Fourier analysis applied to classical electrodynamics therefore tells us that in order to have a light beam with exactly one frequency, we would have to have a light beam that is infinitely long. Since infinitely long light beams don't exist in the real world, neither do exactly-single-frequency light beams. A light beam that has a basic sine wave shape but only lasts 10 seconds is actually not a perfect sine wave. Mathematically, it is a wave packet envelope containing a sine wave. In order to construct the wave packet shape (i.e. the beginning and ending edges of the light beam), you need more than one frequency. Therefore, assuming that the light beam has a basic sine wave shape within the lifetime when it exists, its spectral linewidth is ultimately determined by its lifetime. In other words, even assuming that the electrons in a laser had a potentially infinite transition time (which they don't), you would still have to turn on your laser at some moment in time and turn it off at some moment in time. The very act of turning on and off your laser means that the light beam it creates has a finite lifetime, and therefore a non-zero linewidth. Ultimately, the age of the universe places an upper limit on the lifetime of a light beam, and therefore a lower limit on its spectral linewidth. The age of the universe is the ultimate fundamental limit on how few frequencies a light beam can contain. In practice, this limit is far out of reach. The lifetime of electrons transitioning in a laser, and therefore the lifetime of the light beam it creates, is on the order of microseconds to nanoseconds. When all other linewidth-broadening effects are removed, only lifetime broadening remains, and the spread of frequencies becomes the "natural linewidth".

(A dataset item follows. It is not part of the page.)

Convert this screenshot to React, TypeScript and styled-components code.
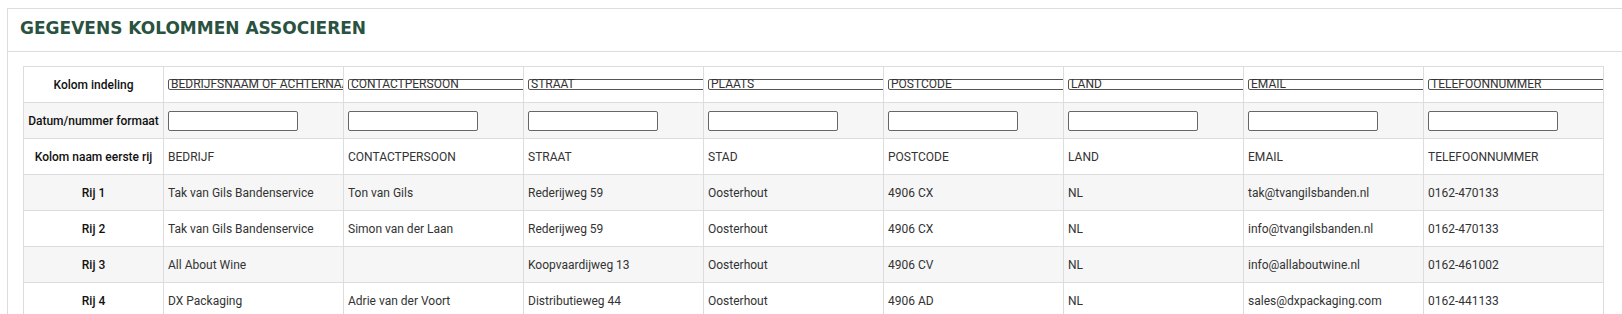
import styled, { createGlobalStyle } from "styled-components";

const GlobalStyle = createGlobalStyle`
  html, body {
    margin: 0;
    padding: 0;
    overflow: hidden;
    background: #ffffff;
    font-family: Roboto, "Liberation Sans", sans-serif;
    color: #333333;
  }
`;

type Column = { mapping: string; firstRow: string };

const columns: Column[] = [
  { mapping: "BEDRIJFSNAAM OF ACHTERNAAM", firstRow: "BEDRIJF" },
  { mapping: "CONTACTPERSOON", firstRow: "CONTACTPERSOON" },
  { mapping: "STRAAT", firstRow: "STRAAT" },
  { mapping: "PLAATS", firstRow: "STAD" },
  { mapping: "POSTCODE", firstRow: "POSTCODE" },
  { mapping: "LAND", firstRow: "LAND" },
  { mapping: "EMAIL", firstRow: "EMAIL" },
  { mapping: "TELEFOONNUMMER", firstRow: "TELEFOONNUMMER" },
];

const rows: string[][] = [
  [
    "Tak van Gils Bandenservice",
    "Ton van Gils",
    "Rederijweg 59",
    "Oosterhout",
    "4906 CX",
    "NL",
    "tak@tvangilsbanden.nl",
    "0162-470133",
  ],
  [
    "Tak van Gils Bandenservice",
    "Simon van der Laan",
    "Rederijweg 59",
    "Oosterhout",
    "4906 CX",
    "NL",
    "info@tvangilsbanden.nl",
    "0162-470133",
  ],
  [
    "All About Wine",
    "",
    "Koopvaardijweg 13",
    "Oosterhout",
    "4906 CV",
    "NL",
    "info@allaboutwine.nl",
    "0162-461002",
  ],
  [
    "DX Packaging",
    "Adrie van der Voort",
    "Distributieweg 44",
    "Oosterhout",
    "4906 AD",
    "NL",
    "sales@dxpackaging.com",
    "0162-441133",
  ],
];

const App = () => {
  return (
    <>
      <GlobalStyle />
      <Panel>
        <PanelHeader>
          <Title>GEGEVENS KOLOMMEN ASSOCIEREN</Title>
        </PanelHeader>
        <PanelBody>
          <Table>
            <colgroup>
              <LabelCol />
              {columns.map((c) => (
                <DataCol key={c.mapping} />
              ))}
            </colgroup>
            <tbody>
              <Row $striped={false}>
                <HeadCell>Kolom indeling</HeadCell>
                {columns.map((c) => (
                  <Cell key={c.mapping}>
                    <ColumnSelect role="combobox" aria-label={c.firstRow}>
                      {c.mapping}
                    </ColumnSelect>
                  </Cell>
                ))}
              </Row>
              <Row $striped>
                <HeadCell>Datum/nummer formaat</HeadCell>
                {columns.map((c) => (
                  <Cell key={c.mapping}>
                    <FormatInput type="text" />
                  </Cell>
                ))}
              </Row>
              <Row $striped={false}>
                <HeadCell>Kolom naam eerste rij</HeadCell>
                {columns.map((c) => (
                  <Cell key={c.mapping}>{c.firstRow}</Cell>
                ))}
              </Row>
              {rows.map((r, i) => (
                <Row key={i} $striped={i % 2 === 0}>
                  <HeadCell>Rij {i + 1}</HeadCell>
                  {r.map((v, j) => (
                    <Cell key={j}>{v}</Cell>
                  ))}
                </Row>
              ))}
            </tbody>
          </Table>
        </PanelBody>
      </Panel>
    </>
  );
};

const Panel = styled.section`
  margin: 8px 0 0 7px;
  border-top: 1px solid #dddddd;
  border-left: 1px solid #dddddd;
  background: #ffffff;
`;

const PanelHeader = styled.header`
  box-sizing: border-box;
  height: 43px;
  display: flex;
  align-items: center;
  padding: 0 12px 4px;
  border-bottom: 1px solid #dddddd;
`;

const Title = styled.h2`
  margin: 0;
  font-family: "DejaVu Sans", sans-serif;
  font-weight: 700;
  font-size: 17px;
  color: #2a5240;
`;

const PanelBody = styled.div`
  padding: 14px 0 0 15px;
`;

const Table = styled.table`
  width: 1581px;
  table-layout: fixed;
  border-collapse: collapse;
  font-size: 12px;
`;

const LabelCol = styled.col`
  width: 140px;
`;

const DataCol = styled.col`
  width: 180px;
`;

const Row = styled.tr<{ $striped: boolean }>`
  height: 36px;
  background: ${(p) => (p.$striped ? "#f6f6f6" : "#ffffff")};
`;

const Cell = styled.td`
  border: 1px solid #dddddd;
  padding: 0 4px;
  overflow: hidden;
  white-space: nowrap;
  color: #333333;
  vertical-align: middle;
`;

const HeadCell = styled(Cell)`
  text-align: center;
  font-weight: 500;
  color: #111111;
  padding: 0 2px;
`;

const ColumnSelect = styled.div`
  box-sizing: border-box;
  width: 200px;
  height: 11px;
  padding: 0 2px;
  border: 1px solid #555555;
  border-radius: 2px;
  background: #ffffff;
  font-size: 12px;
  line-height: 9px;
  color: #333333;
  white-space: nowrap;
`;

const FormatInput = styled.input`
  display: block;
  box-sizing: border-box;
  width: 130px;
  height: 20px;
  margin: 0;
  padding: 0 4px;
  border: 1px solid #666666;
  border-radius: 2px;
  background: #ffffff;
`;

export default App;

When we add the principles of modern quantum electrodynamics to the discussion above, the concepts are very much the same. The time-frequency limitations placed on a light beam by Fourier Analysis become the Heisenberg Uncertainty Principle in quantum mechanics. One form of the Heisenberg Uncertainty Principle is:
ΔE Δt ≥ h/4π
In the above equation, ΔE is the uncertainty or spread in the energy of a wave, Δt is the lifetime of the wave, and h is Plank's constant (sometimes h/2π is written as hbar). For a photon, its energy E and frequency f are related trivially by: E = hf. Inserting this relation into the above equation, the Heisenberg Uncertainty Principle becomes:
Δf Δt ≥ 1/4π
In the above equation, Δf is the spread of frequencies in the photon (its natural linewidth as discussed above), and Δt is still the lifetime of the wave. This quantum mechanics equation tells us essentially the same thing that classical electrodynamics and Fourier analysis told us: a light beam with zero linewidth would have to have an infinite lifetime, and therefore does not exist.